This Saturday morning, we are bobbing at anchor off the pass at Washington Island, watching the squalls move around this bit of ocean.  Wind has been light northerly all night, tending NW this morning.  All fine for us as it is offshore.  To work cargo we anchor close to the reef as the depths drop off quickly here. The anchor watch makes sure we stay in deep water and attached to the bottom.  Two night ago the current dragged the anchor off the edge and we had to motor back.  This morning I am looking at the current line a boat length outside us, where the Equatorial Countercurrent flows to the east at 1.5 knots. El Nino is still with us here, bringing variable winds, extra rain, and easterly sets where the current usually flows to the WNW.  It is helpful for our Outer Island round trip which runs NW, outbound, then SE on the return to Christmas.  At times the return can be against 15 knots of SE wind and 3 knots of NW current.  These last 3 visits to the islands we have often had SW or NE winds which we can use either way.  As the border of the Countercurrent has been about half way between Christmas and Fanning we steer to ride it either way for as long as possible. The challenge is to work cargo between the rain squalls and keep the 60 deck passengers dry when underway. 
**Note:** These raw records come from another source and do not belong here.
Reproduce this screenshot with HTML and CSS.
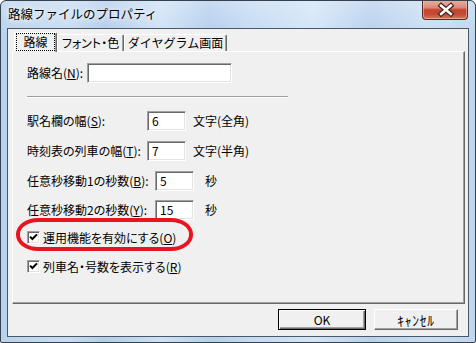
FILE: index.html
```html
<!DOCTYPE html>
<html lang="ja">
<head>
<meta charset="utf-8">
<title>路線ファイルのプロパティ</title>
<link rel="stylesheet" href="styles.css">
</head>
<body>
<div class="window">
  <div class="titlebar">
    <span class="title">路線ファイルのプロパティ</span>
    <div class="close">
      <svg width="45" height="18" viewBox="0 0 45 18">
        <path d="M18.5 4.5 L28.5 13 M28.5 4.5 L18.5 13" stroke="#3b2320" stroke-width="5" stroke-linecap="square"/>
        <path d="M18.5 4.5 L28.5 13 M28.5 4.5 L18.5 13" stroke="#ffffff" stroke-width="2.6" stroke-linecap="square"/>
      </svg>
    </div>
  </div>
  <div class="client">
    <div class="tabs">
      <div class="tab sel"><span class="focus">路線</span></div>
      <div class="tab t2">フォント・色</div>
      <div class="tab t3">ダイヤグラム画面</div>
    </div>
    <div class="panel">
      <div class="row">
        <span class="lbl w-name">路線名(<u>N</u>):</span>
        <div class="edit w-long"></div>
      </div>
      <div class="sep"></div>
      <div class="row r-s">
        <span class="lbl w-a">駅名欄の幅(<u>S</u>):</span>
        <div class="edit w-num">6</div>
        <span class="unit u-a">文字(全角)</span>
      </div>
      <div class="row r-t">
        <span class="lbl w-a">時刻表の列車の幅(<u>T</u>):</span>
        <div class="edit w-num">7</div>
        <span class="unit u-a">文字(半角)</span>
      </div>
      <div class="row r-b">
        <span class="lbl w-b">任意秒移動1の秒数(<u>B</u>):</span>
        <div class="edit w-num">5</div>
        <span class="unit u-b">秒</span>
      </div>
      <div class="row r-y">
        <span class="lbl w-b">任意秒移動2の秒数(<u>Y</u>):</span>
        <div class="edit w-num">15</div>
        <span class="unit u-b">秒</span>
      </div>
      <div class="check c-o">
        <span class="box"><svg width="9" height="9" viewBox="0 0 9 9"><path d="M1 3.6 L3.4 6 L8 1.4" fill="none" stroke="#000" stroke-width="2"/></svg></span>
        <span class="ctext">運用機能を有効にする(<u>O</u>)</span>
      </div>
      <div class="check c-r">
        <span class="box"><svg width="9" height="9" viewBox="0 0 9 9"><path d="M1 3.6 L3.4 6 L8 1.4" fill="none" stroke="#000" stroke-width="2"/></svg></span>
        <span class="ctext">列車名・号数を表示する(<u>R</u>)</span>
      </div>
      <div class="mark"></div>
    </div>
    <div class="buttons">
      <div class="btn ok">OK</div>
      <div class="btn cancel">ｷｬﾝｾﾙ</div>
    </div>
  </div>
</div>
</body>
</html>
```

FILE: styles.css
```css
html, body {
  margin: 0;
  padding: 0;
  background: #ffffff;
}

body {
  font-family: "Noto Sans CJK JP", "Noto Sans", sans-serif;
  font-size: 12px;
  color: #000;
  font-feature-settings: "palt";
}

.window {
  width: 476px;
  height: 343px;
  box-sizing: border-box;
  border: 1px solid #36414f;
  border-radius: 6px 6px 2px 2px;
  background-color: #bdd5ee;
  background-image:
    linear-gradient(180deg, rgba(255,255,255,0.25) 0%, rgba(255,255,255,0) 10%),
    linear-gradient(90deg, #b9d2ed 0%, #c8ddf3 14%, #b3cdea 22%, #cfe2f6 34%, #b5cfec 44%, #c4daf2 52%, #d3e5f7 66%, #b8d1ed 78%, #cadef3 90%, #bfd6ef 100%);
  display: flex;
  flex-direction: column;
  overflow: hidden;
}

.titlebar {
  height: 27px;
  display: flex;
  align-items: flex-start;
  padding-left: 7px;
}

.title {
  margin-top: 4px;
  line-height: 18px;
  font-size: 12.5px;
  font-feature-settings: normal;
  color: #000;
  text-shadow: 0 0 5px rgba(255,255,255,0.95), 0 0 9px rgba(255,255,255,0.8);
}

.close {
  margin-left: auto;
  margin-right: 7px;
  margin-top: -1px;
  width: 46px;
  height: 20px;
  box-sizing: border-box;
  border: 1px solid #5b2a22;
  border-top: none;
  border-radius: 0 0 4px 4px;
  background: linear-gradient(180deg, #e9b0a3 0%, #da8877 40%, #c5452d 52%, #c34a33 75%, #d8775f 100%);
  box-shadow: inset 0 0 0 1px rgba(255,220,210,0.45);
  display: flex;
  align-items: center;
  justify-content: center;
}

.close svg {
  display: block;
}

.client {
  margin: 0 6px;
  height: 309px;
  box-sizing: border-box;
  border: 1px solid #4b5866;
  background: #f0f0f0;
  display: flex;
  flex-direction: column;
}

.tabs {
  height: 22px;
  display: flex;
  align-items: flex-end;
  padding-left: 6px;
  position: relative;
  z-index: 1;
}

.tab {
  height: 17px;
  box-sizing: border-box;
  border: 1px solid;
  border-color: #fff #696969 transparent #fff;
  border-bottom: none;
  border-radius: 2px 2px 0 0;
  box-shadow: inset -1px 0 0 #a0a0a0;
  background: #f0f0f0;
  display: flex;
  align-items: center;
  justify-content: center;
  line-height: 14px;
}

.tab.sel {
  width: 43px;
  height: 20px;
  margin-bottom: -1px;
  padding: 0 1px 1px 1px;
  align-items: stretch;
}

.focus {
  flex: 1;
  border: 1px dotted #000;
  display: flex;
  align-items: center;
  justify-content: center;
}

.t2 {
  width: 67px;
}

.t3 {
  width: 103px;
  font-feature-settings: normal;
}

.panel {
  margin: 0 3px 0 4px;
  height: 253px;
  box-sizing: border-box;
  border: 1px solid;
  border-color: #fff #696969 #696969 #fff;
  box-shadow: inset -1px -1px 0 #a0a0a0;
  padding: 11px 0 0 14px;
  position: relative;
}

.row {
  display: flex;
  align-items: center;
  height: 20px;
}

.lbl {
  line-height: 14px;
  white-space: nowrap;
}

u {
  text-decoration: underline;
  text-underline-offset: 1px;
}

.w-name { width: 60px; }
.w-a { width: 120px; }
.w-b { width: 128px; }

.edit {
  height: 20px;
  box-sizing: border-box;
  background: #fff;
  border: 1px solid;
  border-color: #a0a0a0 #fff #fff #a0a0a0;
  box-shadow: inset 1px 1px 0 #696969, inset -1px -1px 0 #e3e3e3;
  padding-left: 4px;
  line-height: 17px;
}

.w-long { width: 145px; }
.w-num { width: 39px; }

.unit { line-height: 14px; }
.u-a { margin-left: 7px; }
.u-b { margin-left: 11px; }

.sep {
  width: 261px;
  border-top: 1px solid #a0a0a0;
  border-bottom: 1px solid #fff;
  margin-top: 13px;
}

.r-s { margin-top: 13px; }
.r-t { margin-top: 10px; }
.r-b { margin-top: 10px; }
.r-y { margin-top: 9px; }

.check {
  display: flex;
  align-items: center;
  height: 13px;
}

.c-o { margin-top: 11px; }
.c-r { margin-top: 16px; }

.box {
  width: 13px;
  height: 13px;
  box-sizing: border-box;
  background: #fff;
  border: 1px solid;
  border-color: #a0a0a0 #fff #fff #a0a0a0;
  box-shadow: inset 1px 1px 0 #696969, inset -1px -1px 0 #e3e3e3;
  padding: 1px;
  display: flex;
}

.box svg { display: block; margin: 0; }

.ctext {
  margin-left: 3px;
  line-height: 14px;
  white-space: nowrap;
}

.mark {
  position: absolute;
  left: 3px;
  top: 166px;
  width: 177px;
  height: 33px;
  box-sizing: border-box;
  border: 4px solid #e8141e;
  border-radius: 22px / 16px;
}

.buttons {
  display: flex;
  justify-content: flex-end;
  gap: 8px;
  margin-top: 5px;
  padding-right: 10px;
}

.btn {
  height: 21px;
  box-sizing: border-box;
  background: #f0f0f0;
  border: 1px solid;
  border-color: #fff #696969 #696969 #fff;
  box-shadow: inset -1px -1px 0 #a0a0a0;
  display: flex;
  align-items: center;
  justify-content: center;
  line-height: 14px;
}

.ok {
  width: 88px;
  border: 1px solid #000;
  box-shadow: inset 1px 1px 0 #fff, inset -1px -1px 0 #696969, inset -2px -2px 0 #a0a0a0;
}

.cancel {
  width: 84px;
  font-size: 13.5px;
  letter-spacing: 0.8px;
}
```
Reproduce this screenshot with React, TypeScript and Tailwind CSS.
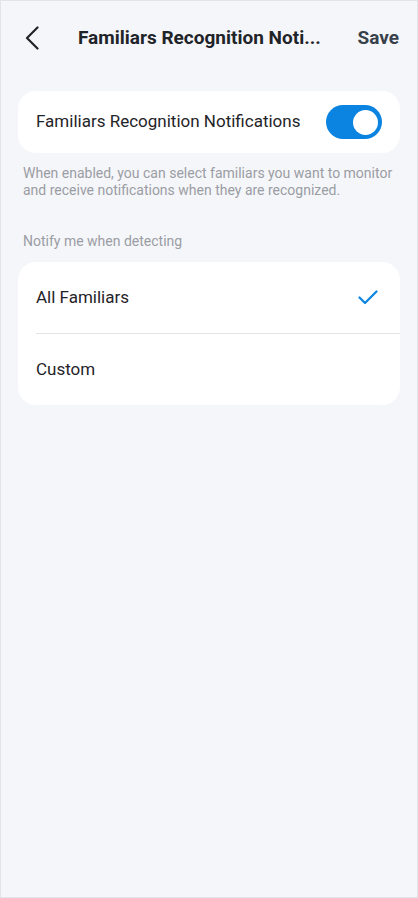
import { useState } from "react";

const font = { fontFamily: "Roboto, 'Noto Sans', sans-serif" };

function BackIcon() {
  return (
    <svg width="14" height="24" viewBox="0 0 14 24" fill="none" aria-hidden="true">
      <path d="M12.5 1.5 2 12l10.5 10.5" stroke="#1f2428" strokeWidth="2.2" strokeLinecap="round" strokeLinejoin="round" />
    </svg>
  );
}

function CheckIcon() {
  return (
    <svg width="20" height="15" viewBox="0 0 20 15" fill="none" aria-hidden="true">
      <path d="M1.5 7.5 7 13 18.5 1.5" stroke="#0a84e0" strokeWidth="2.2" strokeLinecap="round" strokeLinejoin="round" />
    </svg>
  );
}

export default function App() {
  const [enabled, setEnabled] = useState(true);
  const [choice, setChoice] = useState<"all" | "custom">("all");

  return (
    <div className="min-h-[898px] w-full border border-[#e3e4e8] bg-[#f5f6fa]" style={font}>
      <header className="flex h-[74px] items-center pl-[24px] pr-[18px]">
        <button className="flex h-[24px] w-[14px] shrink-0 items-center">
          <BackIcon />
        </button>
        <h1 className="ml-[39px] whitespace-nowrap text-[19px] font-bold text-[#1f2428]">
          Familiars Recognition Noti...
        </h1>
        <button className="ml-auto shrink-0 text-[19px] font-bold text-[#38414a]">Save</button>
      </header>

      <div className="mt-[16px] px-[17px]">
        <div className="flex h-[62px] items-center justify-between rounded-[18px] bg-white pl-[18px] pr-[18px]">
          <span className="text-[17px] text-[#1f2428]">Familiars Recognition Notifications</span>
          <button
            onClick={() => setEnabled(!enabled)}
            className={`flex h-[34px] w-[56px] items-center rounded-full px-[4px] ${enabled ? "justify-end bg-[#0a84e0]" : "justify-start bg-[#d5d8de]"}`}
          >
            <span className="h-[25px] w-[25px] rounded-full bg-white" />
          </button>
        </div>

        <p className="mt-[12px] px-[5px] text-[14px] leading-[17px] text-[#9a9da3]">
          When enabled, you can select familiars you want to monitor and receive notifications when they are recognized.
        </p>

        <p className="mt-[32px] px-[5px] text-[14px] text-[#9a9da3]">Notify me when detecting</p>

        <div className="mt-[10px] rounded-[18px] bg-white">
          <button
            onClick={() => setChoice("all")}
            className="flex h-[71px] w-full items-center justify-between pl-[18px] pr-[22px] text-left"
          >
            <span className="text-[17px] text-[#1f2428]">All Familiars</span>
            {choice === "all" && <CheckIcon />}
          </button>
          <div className="ml-[18px] h-px bg-[#e3e4e8]" />
          <button
            onClick={() => setChoice("custom")}
            className="flex h-[71px] w-full items-center justify-between pl-[18px] pr-[22px] text-left"
          >
            <span className="text-[17px] text-[#1f2428]">Custom</span>
            {choice === "custom" && <CheckIcon />}
          </button>
        </div>
      </div>
    </div>
  );
}
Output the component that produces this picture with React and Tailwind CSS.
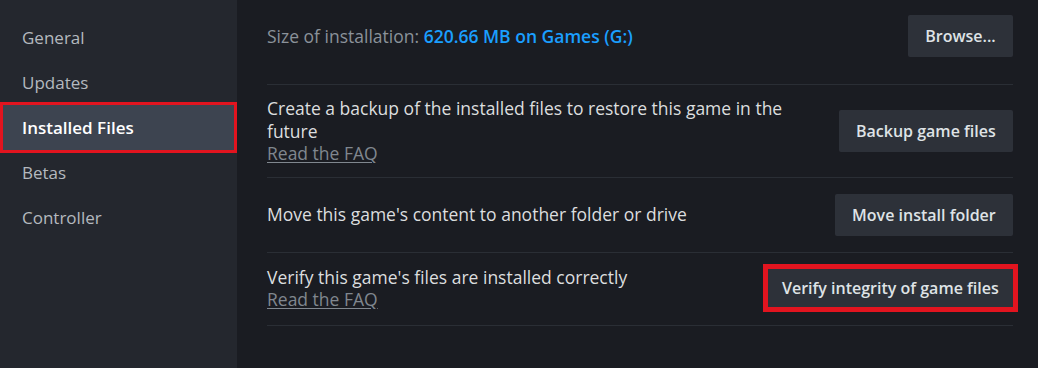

A south big swell has slowed the copra loading here at Washington but we should finish today and leave this evening.  All cargo moves through a blasted pass in the reef here and comes ashore on the beach.  The swell closes the pass out and makes the loading zone a washing machine. The islanders are highly skilled at landing and loading copra during these times.  It takes 2 workers in neck deep water to hold the boat steady, while the stevedores carry the 50kg bags of copra through the soup to dump them in the boat. Once loaded to capacity, the driver has to get the outboard tipped down in the water and running and hold the boat steady inside until reading the right moment to run her through the pass. Our big aluminum boat can lift 2 tons in calm weather, but the driver has been limiting it to about a ton the last 2 days.  Too much load and they may not make it out the pass A breaking wave can turn the boat over scattering the crew out board and copra in the most dangerous spot.  

Sunday night we will stay at Tabuaeran and leave for Christmas at noon on Monday.  We will have about 100 tons of copra to discharge on Wednesday.  The Education Department has chartered the ship to return students to their home islands for Christmas vacation. This will start on Saturday, 28 November. The regular ship coming from Fiji to Christmas every 3 months broke down just 30 mile from port and has been 2 weeks waiting for a tug from Fiji to tow her to Christmas.  She is carrying cargo for the Outer Islands and once landed in Christmas we will transship it.  So there is plenty of work on this Voyage 33, even without visiting the Cook Islands. 

The office is now taking orders for the Cooks and Kiribati for our Voyage 34, scheduled for February, after another refit period in Honolulu. 

Aloha from wonderful Washington Island, six miles long with 14 mile long freshwater lake!